Only kidding on the last two!!
 

SUPPLEMENTATION STRATEGIES:

What is the point of spending money on expensive medication and going to the trouble of monitoring its effect if you are not going to make the life style changes that will optimize a therapeutic outcome?
 
Diet should be individualized using the principles of our metabolic typing program. At the very least follow our general guidelines on diet and exercise as outlined on this website.
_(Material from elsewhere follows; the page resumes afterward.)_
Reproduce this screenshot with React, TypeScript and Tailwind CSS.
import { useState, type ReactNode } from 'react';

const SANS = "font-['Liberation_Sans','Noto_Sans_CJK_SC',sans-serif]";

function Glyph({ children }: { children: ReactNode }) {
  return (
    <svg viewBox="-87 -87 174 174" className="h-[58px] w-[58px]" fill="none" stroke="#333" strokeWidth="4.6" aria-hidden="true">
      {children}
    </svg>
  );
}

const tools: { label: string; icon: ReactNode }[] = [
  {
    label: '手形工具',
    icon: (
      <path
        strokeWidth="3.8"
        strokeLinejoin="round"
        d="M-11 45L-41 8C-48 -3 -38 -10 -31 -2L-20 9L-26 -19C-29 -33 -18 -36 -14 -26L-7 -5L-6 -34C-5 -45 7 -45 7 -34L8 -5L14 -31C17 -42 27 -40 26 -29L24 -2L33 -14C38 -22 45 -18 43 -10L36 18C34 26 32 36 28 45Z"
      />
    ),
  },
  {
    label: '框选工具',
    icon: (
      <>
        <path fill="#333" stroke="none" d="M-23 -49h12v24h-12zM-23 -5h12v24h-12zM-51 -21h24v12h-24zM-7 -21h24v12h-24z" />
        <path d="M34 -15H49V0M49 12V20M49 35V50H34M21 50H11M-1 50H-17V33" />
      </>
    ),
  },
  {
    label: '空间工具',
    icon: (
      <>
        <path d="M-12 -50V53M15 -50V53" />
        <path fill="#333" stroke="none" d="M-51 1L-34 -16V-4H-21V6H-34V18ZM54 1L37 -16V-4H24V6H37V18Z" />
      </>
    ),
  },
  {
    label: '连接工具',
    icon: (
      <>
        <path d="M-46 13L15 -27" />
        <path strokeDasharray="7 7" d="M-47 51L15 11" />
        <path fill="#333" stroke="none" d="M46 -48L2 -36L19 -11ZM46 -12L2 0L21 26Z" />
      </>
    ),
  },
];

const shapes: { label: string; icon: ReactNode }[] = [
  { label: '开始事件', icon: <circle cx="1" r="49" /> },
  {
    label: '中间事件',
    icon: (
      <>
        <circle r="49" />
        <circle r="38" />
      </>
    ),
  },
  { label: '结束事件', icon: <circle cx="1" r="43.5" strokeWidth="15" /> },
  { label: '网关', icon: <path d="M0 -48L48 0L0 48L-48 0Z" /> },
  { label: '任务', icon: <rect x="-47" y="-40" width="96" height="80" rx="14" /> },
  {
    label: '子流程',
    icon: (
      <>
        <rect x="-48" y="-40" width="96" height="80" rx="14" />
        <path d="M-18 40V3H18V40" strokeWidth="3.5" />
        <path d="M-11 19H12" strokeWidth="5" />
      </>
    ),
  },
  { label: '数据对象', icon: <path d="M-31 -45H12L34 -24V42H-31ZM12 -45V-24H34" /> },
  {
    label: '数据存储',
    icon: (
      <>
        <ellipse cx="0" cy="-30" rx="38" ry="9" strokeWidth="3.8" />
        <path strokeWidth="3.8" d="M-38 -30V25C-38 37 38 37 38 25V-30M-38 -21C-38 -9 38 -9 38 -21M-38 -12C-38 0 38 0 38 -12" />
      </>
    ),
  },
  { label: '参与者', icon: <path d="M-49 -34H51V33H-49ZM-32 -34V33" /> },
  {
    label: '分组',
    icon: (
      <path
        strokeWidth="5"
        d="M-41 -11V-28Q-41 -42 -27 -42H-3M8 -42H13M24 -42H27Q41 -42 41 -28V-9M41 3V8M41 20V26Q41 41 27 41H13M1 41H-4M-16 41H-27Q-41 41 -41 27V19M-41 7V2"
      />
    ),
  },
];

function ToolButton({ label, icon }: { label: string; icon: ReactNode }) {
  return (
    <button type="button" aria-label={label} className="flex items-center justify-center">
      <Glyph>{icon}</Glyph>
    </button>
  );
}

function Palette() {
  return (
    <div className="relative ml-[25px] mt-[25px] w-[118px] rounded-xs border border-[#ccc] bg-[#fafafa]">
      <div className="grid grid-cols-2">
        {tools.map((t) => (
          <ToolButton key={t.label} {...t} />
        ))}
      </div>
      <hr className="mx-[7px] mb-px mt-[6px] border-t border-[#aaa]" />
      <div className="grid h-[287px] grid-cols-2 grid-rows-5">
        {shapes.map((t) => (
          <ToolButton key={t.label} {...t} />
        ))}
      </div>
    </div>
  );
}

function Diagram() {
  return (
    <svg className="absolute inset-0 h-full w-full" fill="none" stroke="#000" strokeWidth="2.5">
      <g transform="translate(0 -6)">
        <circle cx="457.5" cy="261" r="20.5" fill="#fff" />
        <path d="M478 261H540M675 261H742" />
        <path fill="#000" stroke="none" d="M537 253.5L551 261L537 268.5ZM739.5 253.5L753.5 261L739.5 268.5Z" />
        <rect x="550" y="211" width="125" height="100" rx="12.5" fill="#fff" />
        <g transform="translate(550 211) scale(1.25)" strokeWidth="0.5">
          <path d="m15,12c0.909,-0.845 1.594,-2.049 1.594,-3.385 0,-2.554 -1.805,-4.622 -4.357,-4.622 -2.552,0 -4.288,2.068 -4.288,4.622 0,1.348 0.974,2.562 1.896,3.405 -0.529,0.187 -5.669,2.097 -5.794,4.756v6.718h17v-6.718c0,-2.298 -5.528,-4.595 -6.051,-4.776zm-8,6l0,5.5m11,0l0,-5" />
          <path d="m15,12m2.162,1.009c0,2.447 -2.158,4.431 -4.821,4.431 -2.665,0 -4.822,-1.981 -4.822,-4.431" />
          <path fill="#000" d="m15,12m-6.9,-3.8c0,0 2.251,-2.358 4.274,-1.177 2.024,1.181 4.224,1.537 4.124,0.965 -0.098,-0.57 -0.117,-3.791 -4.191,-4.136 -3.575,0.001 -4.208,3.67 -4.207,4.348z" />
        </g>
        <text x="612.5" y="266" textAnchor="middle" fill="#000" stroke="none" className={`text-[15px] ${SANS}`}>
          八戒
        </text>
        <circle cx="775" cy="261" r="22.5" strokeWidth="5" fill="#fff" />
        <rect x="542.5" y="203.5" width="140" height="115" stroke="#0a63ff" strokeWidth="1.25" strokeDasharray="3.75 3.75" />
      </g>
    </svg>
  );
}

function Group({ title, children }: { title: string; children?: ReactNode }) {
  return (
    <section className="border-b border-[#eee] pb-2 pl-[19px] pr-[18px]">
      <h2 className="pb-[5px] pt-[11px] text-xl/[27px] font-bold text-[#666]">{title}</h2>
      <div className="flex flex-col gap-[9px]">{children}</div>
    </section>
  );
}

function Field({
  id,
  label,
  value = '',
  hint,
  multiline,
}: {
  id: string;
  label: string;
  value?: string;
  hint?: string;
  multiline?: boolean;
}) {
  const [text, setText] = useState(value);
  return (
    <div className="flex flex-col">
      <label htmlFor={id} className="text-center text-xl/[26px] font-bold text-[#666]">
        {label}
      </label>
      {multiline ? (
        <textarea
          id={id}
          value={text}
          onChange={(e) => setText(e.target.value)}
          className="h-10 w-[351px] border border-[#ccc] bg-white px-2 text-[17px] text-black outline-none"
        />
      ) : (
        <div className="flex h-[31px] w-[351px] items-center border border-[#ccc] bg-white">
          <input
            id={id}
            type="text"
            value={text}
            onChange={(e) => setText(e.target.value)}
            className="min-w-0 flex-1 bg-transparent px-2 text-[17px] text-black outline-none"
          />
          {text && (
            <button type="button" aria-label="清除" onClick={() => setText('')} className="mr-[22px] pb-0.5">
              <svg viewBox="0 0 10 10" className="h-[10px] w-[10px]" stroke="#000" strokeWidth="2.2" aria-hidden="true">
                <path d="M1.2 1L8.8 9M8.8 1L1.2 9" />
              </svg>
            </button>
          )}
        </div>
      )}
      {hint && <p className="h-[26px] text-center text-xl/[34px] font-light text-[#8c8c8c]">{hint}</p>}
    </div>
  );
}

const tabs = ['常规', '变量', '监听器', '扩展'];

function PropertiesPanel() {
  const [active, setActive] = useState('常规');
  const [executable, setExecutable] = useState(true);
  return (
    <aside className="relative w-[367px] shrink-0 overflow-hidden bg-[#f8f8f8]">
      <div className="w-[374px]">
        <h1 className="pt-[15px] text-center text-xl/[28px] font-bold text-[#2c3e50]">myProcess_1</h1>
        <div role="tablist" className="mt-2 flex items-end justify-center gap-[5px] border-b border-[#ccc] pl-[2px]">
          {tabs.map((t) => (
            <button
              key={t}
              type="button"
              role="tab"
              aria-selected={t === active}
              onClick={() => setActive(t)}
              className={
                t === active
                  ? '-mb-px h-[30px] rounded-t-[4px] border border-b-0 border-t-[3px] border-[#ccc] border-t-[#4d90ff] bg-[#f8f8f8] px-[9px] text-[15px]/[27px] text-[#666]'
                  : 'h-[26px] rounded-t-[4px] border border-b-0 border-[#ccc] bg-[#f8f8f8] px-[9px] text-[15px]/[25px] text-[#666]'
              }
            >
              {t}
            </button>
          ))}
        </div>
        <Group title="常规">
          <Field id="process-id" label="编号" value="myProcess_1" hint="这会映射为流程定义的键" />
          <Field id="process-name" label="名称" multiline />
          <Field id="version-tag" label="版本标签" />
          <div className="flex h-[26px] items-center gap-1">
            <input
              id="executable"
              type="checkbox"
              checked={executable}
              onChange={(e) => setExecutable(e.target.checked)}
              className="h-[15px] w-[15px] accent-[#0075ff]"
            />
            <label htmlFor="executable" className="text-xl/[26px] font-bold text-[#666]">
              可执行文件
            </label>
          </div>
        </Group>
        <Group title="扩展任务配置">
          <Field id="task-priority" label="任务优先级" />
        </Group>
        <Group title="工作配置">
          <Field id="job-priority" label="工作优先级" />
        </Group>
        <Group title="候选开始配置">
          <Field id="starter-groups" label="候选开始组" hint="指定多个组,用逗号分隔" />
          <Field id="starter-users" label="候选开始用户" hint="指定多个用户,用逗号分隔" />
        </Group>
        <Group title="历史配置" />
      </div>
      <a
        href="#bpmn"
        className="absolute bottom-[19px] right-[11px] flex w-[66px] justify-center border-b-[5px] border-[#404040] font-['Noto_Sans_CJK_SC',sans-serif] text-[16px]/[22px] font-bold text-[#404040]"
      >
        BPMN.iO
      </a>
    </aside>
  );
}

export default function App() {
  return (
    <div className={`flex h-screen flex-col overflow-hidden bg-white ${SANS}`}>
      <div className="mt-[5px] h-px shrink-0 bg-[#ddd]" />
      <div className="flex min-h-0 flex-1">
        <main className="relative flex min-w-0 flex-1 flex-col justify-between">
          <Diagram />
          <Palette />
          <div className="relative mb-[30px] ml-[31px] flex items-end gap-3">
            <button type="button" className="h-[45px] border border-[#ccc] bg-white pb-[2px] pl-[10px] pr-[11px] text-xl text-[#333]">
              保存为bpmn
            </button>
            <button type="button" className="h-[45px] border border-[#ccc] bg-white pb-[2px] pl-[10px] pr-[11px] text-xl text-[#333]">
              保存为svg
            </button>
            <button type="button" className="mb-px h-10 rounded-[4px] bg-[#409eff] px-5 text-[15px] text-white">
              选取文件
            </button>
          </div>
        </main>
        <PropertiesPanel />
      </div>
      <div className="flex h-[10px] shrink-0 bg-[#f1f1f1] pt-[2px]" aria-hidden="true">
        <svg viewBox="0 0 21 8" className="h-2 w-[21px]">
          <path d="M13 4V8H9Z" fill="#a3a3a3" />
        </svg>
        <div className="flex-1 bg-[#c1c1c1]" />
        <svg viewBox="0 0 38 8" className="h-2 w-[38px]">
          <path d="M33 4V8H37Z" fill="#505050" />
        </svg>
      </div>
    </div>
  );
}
Supplementation with vitamins, minerals, therapeutic nutrients and herbal products is also an important part of a comprehensive program. Supplementation recommendations are individualized.
 
Testosterone is used as a transdermal cream. The potency of the cream is adjusted to achieve an optimal blood level of testosterone. Blood levels are checked at 6-8 week intervals until an optimal level is achieved. After that I recommend checking blood levels at 3-4 month intervals. Hormonal therapy is most effective when the complex interactions of all the hormones are taken into consideration and supplementation is balanced with this in mind. Diet and exercise issues are always important.